The heightened risk of developing open-angle glaucoma (OAG) in myopic eyes may stem from the mechanical stress caused by eye elongation, which also contributes to optic nerve head deformation and presents as disc tilt, rotation and β-zone parapapillary atrophy. A new study recently explored the impact of optic disc rotation—specifically, its relationship to visual field (VF) defects in myopic eyes with OAG. Its findings, recently published in Graefe's Archive for Clinical and Experimental Ophthalmology, revealed that eyes with inferior optic disc rotation had faster VF progression in the superior peripheral region, while those with superior optic disc rotation experienced more rapid decline in the inferior peripheral region.

In this study on patients with myopic open-angle glaucoma, cases of inferior disc rotation had the most considerable progression in the superior peripheral region and vice-versa. Photo: Tu P-N et al. Graefes Arch Clin Exp Ophthalmol. Dec. 27, 2024. Click image to enlarge.

The researchers enlisted 53 myopic patients diagnosed with open-angle glaucoma. Thirty-two patients (60.4%) were male and the average age was 46.9 ±9.4 years. Over a three-year follow-up period, detailed ophthalmic examinations were performed including visual acuity and intraocular pressure measurements and eye imaging studies to assess optic disc rotation. The team performed statistical analyses of the data and reported the following findings:

• 69.8% of the studied eyes displayed inferior optic disc rotation

• 77.4% showed corresponding optic disc rotation and visual field defect.

• a greater proportion of eyes (81.1%) in the inferior rotation group had initial superior hemifeld VF defect

• the superior rotation group had a greater percentage of eyes (68.8%) with initial inferior hemifeld VF defect as well as significantly faster VF progression in the inferior peripheral region

The most notable correlation was between inferior optic disc rotation and more rapid visual field deterioration in the superior peripheral field, the researchers pointed out in their study. They offered one possible explanation: “The inferiorly rotated optic discs may indicate greater tensile stress at the inferior peripapillary scleral region,” they explained. “The vertically asymmetric mechanical stress on the lamina cribrosa and the stretching of the axonal fibers might weaken [both structures], which could lead to glaucomatous damage and corresponding superior VF defect.” Conversely, the authors noted that since “the superior optic nerve heads bear less burden in the inferiorly rotated optic discs, the superior lamina cribrosa and axonal fibers may not be affected by glaucomatous damage.”
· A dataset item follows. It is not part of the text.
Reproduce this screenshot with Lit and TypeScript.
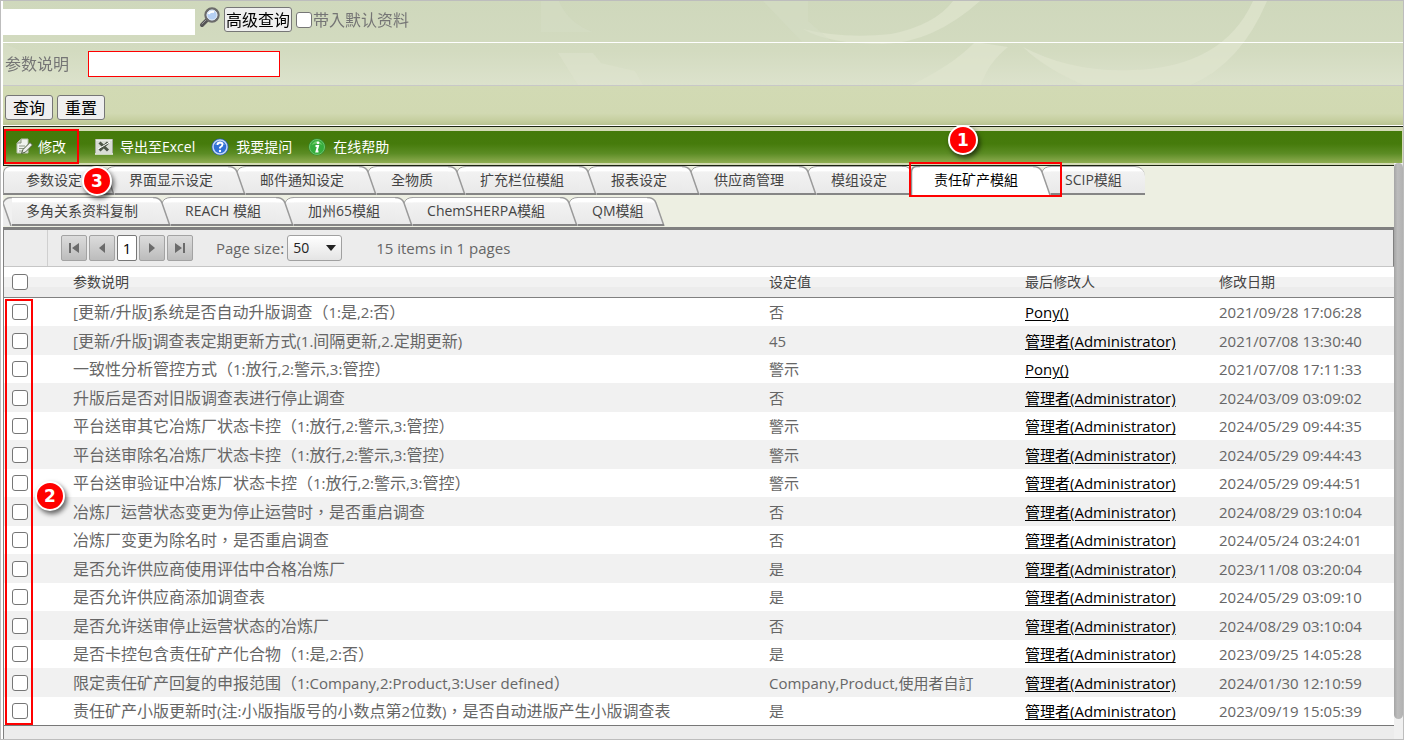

Larger studies are still needed to confirm these observations. It’s also important to note, the researchers disclose in their paper, that all eyes included in this study had mild to moderate glaucoma; therefore, it remains unclear whether these findings extend to individuals suffering from severe glaucoma.

Nonetheless, the study authors conclude that their findings suggest “the clinical evaluation of the direction of optic disc rotation and optic disc rotation-VF defect correspondence may help clinicians manage patients with myopic OAG.”